We’re very proud to honour one of the area’s most extraordinary past residents – Emma Cons. Emma was a truly remarkable individual who left positive and progressive influences across London, from reopening The Old Vic and founding Morley College London to campaigning for housing reforms and the first female alderman on the London County Council (LCC). She has been described as a “woman of infinite resource” and we’ll discover why.
Like a true Londoner, Emma Cons was forward-thinking and open-minded. Born in St Pancras in 1838, Emma joined the Ladies’ Co-operative Art Guild, which aimed to provide women with jobs in a time when they weren’t largely available. Emma was mentored by Caroline Hill, founder of the Ladies’ Co-operative Art Guild and mother to Octavia Hill, future housing reformer and founder of the National Trust.

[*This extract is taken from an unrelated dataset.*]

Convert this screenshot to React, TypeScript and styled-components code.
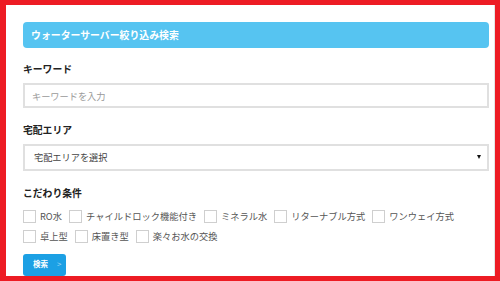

This connection led to a friendship with Octavia Hill, and from 1864 Emma worked for her as a rent collector. However, the role mirrored that of a social worker as Emma worked to know all the residents personally and ensure comfortable housing conditions, as well as promote tenants’ associations, after-work and children’s after-school clubs and societies.
Emma’s experience with Octavia inspired her to found a housing organisation in 1879, the South London Dwellings Company, and moved into 136 Seymour Place in Marylebone. Emma converted 136 Seymour Place from a public house into a coffee tavern and a block of affordable accommodation. She managed and lived above the establishment until 1889. Her creation of South London Dwellings Company provided affordable housing to more than 600 people.
Combining her love of the arts, passion for humankind and knowledge of building associations, Emma re-opened what is now the Old Vic Theatre as the Royal Victoria Coffee and Music Hall in 1880. With the intention of educating and improving the lives of the local, predominantly impoverished, community, she brought the plays of William Shakespeare and opera to working class people.
Emma used disused dressing rooms at the Old Vic to bring science lectures for the local working people. Their unprecedented popularity encouraged Emma to open the Samuel Morley Memorial College for Working Men and Women in 1889. It was the first institution of its kind to admit both men and women on an equal footing. Today, it is Morley College London and presides as one of the country’s leading adult education centres. Emma remained the Honorary Secretary until her death in 1912, but her mission and legacy lives on.
We can see Emma’s influences across London, as well as the whole of the country. She is an inspiration for all – from her campaigns to allow women to serve as local councillors to her life passion of providing equal access to education, arts and housing. On the anniversary of her death, 24 July 1912, let’s honour the woman who was a Londoner, philanthropist, reformer, businesswoman and Marylebone resident.